Plastic pollution has been recorded in eight freshwater streams running into Gulf St Vincent, South Australia, confirming the regular flow of microplastics into local marine environments – and the need for better waste management systems.

“With up to 80 per cent of all marine plastic pollution coming from land-based sources, our study raises concerns about the ongoing effects of increased microplastics in coastal waters,” says Professor Sophie Leterme, from the Institute of NanoScale Science and Technology at Flinders University.

“Decades of poor waste management has underpinned mass plastic pollution around the world, and this study confirms the presence of microplastics in all the studied freshwater streams in Adelaide.”

As well as freshwater streams, researchers point out that stormwater runoff, wastewater treatment plant discharge and atmospheric transport are other pathways in which microplastics move from land to coastal marine environments – where human food sources are much sought after by commercial and recreational fishers.

Plastic accounts for 85 per cent of all marine litter. The UN Environment Programme (UNEP) predicts that the amount of plastic in the ocean will nearly triple by 2040, adding 23 million to 37 million tonnes more waste every year.

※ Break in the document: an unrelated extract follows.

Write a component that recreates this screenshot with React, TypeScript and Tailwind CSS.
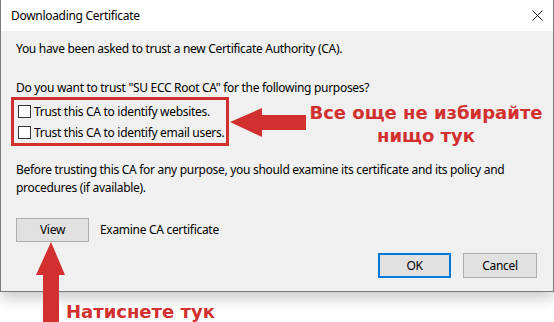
export default function App() {
  return (
    <div className="relative w-[554px] h-[322px] overflow-hidden bg-white font-['Noto_Sans',sans-serif] text-[12px] tracking-[-0.3px] text-black">
      {/* Dialog window */}
      <div className="w-[554px] h-[292px] flex flex-col border-x border-b border-[#7a7a7a] bg-[#f0f0f0] shadow-[0_6px_14px_rgba(0,0,0,0.22)]">
        {/* Title bar */}
        <div className="h-[31px] bg-white flex items-center justify-between pl-[10px] pr-[9px] shrink-0">
          <span className="leading-[18px]">Downloading Certificate</span>
          <svg width="11" height="11" viewBox="0 0 11 11" className="mr-[1px]">
            <path d="M0.5 0.5 L10.5 10.5 M10.5 0.5 L0.5 10.5" stroke="#111" strokeWidth="1" />
          </svg>
        </div>

        <div className="flex-1 flex flex-col pl-[15px] pr-[15px]">
          <p className="mt-[9px] leading-[18px]">You have been asked to trust a new Certificate Authority (CA).</p>
          <p className="mt-[21px] leading-[18px]">Do you want to trust "SU ECC Root CA" for the following purposes?</p>

          {/* Highlighted purposes */}
          <div className="ml-[-5px] w-[218px] h-[49px] border-[3px] border-[#d22f2f] pt-[1px] pl-[4px] flex flex-col">
            <label className="h-[21px] flex items-center gap-[3px] whitespace-nowrap">
              <span className="w-[13px] h-[13px] border border-[#333] bg-white shrink-0" />
              <span className="leading-[18px]">Trust this CA to identify websites.</span>
            </label>
            <label className="h-[21px] flex items-center gap-[3px] whitespace-nowrap">
              <span className="w-[13px] h-[13px] border border-[#333] bg-white shrink-0" />
              <span className="leading-[18px]">Trust this CA to identify email users.</span>
            </label>
          </div>

          <p className="mt-[15px] leading-[18px]">
            Before trusting this CA for any purpose, you should examine its certificate and its policy and procedures (if available).
          </p>

          <div className="mt-[21px] flex items-center">
            <button className="w-[73px] h-[24px] bg-[#e1e1e1] border border-[#adadad] leading-[18px]">View</button>
            <span className="ml-[11px] leading-[18px]">Examine CA certificate</span>
          </div>

          <div className="mt-[11px] flex justify-end gap-[12px] mr-[1px]">
            <button className="w-[73px] h-[25px] bg-[#e1e1e1] border-2 border-[#0078d7] leading-[18px]">OK</button>
            <button className="w-[74px] h-[25px] bg-[#e1e1e1] border border-[#adadad] leading-[18px]">Cancel</button>
          </div>
        </div>
      </div>

      {/* Annotation: left arrow */}
      <svg className="absolute left-[228px] top-[106px]" width="80" height="33" viewBox="0 0 80 33">
        <polygon points="2,16 34,2 34,9 78,9 78,24 34,24 34,31" fill="#d22f2f" />
      </svg>
      <div className="absolute left-[300px] top-[101px] w-[252px] text-center font-['DejaVu_Sans',sans-serif] font-bold text-[18px] tracking-normal leading-[23px] text-[#d22f2f]">
        Все още не избирайте
        <br />
        нищо тук
      </div>

      {/* Annotation: up arrow */}
      <svg className="absolute left-[34px] top-[240px]" width="33" height="82" viewBox="0 0 33 82">
        <polygon points="17,2 31,35 25,35 25,82 9,82 9,35 2,35" fill="#d22f2f" />
      </svg>
      <div className="absolute left-[66px] top-[301px] font-['DejaVu_Sans',sans-serif] font-bold text-[18px] tracking-normal leading-[22px] text-[#d22f2f] whitespace-nowrap">
        Натиснете тук
      </div>
    </div>
  );
}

“The vast majority of mismanaged plastic waste that originates on land eventually ends up in rivers and is churned out into oceans,” says Steve Fletcher, who studies ocean policy and economy at the University of Portsmouth, UK, and works with UNEP on plastic issues.

The cost of plastic pollution to society – including environmental clean-up and ecosystem degradation – exceeds US$100 billion a year, according to the philanthropic Minderoo Foundation in Australia.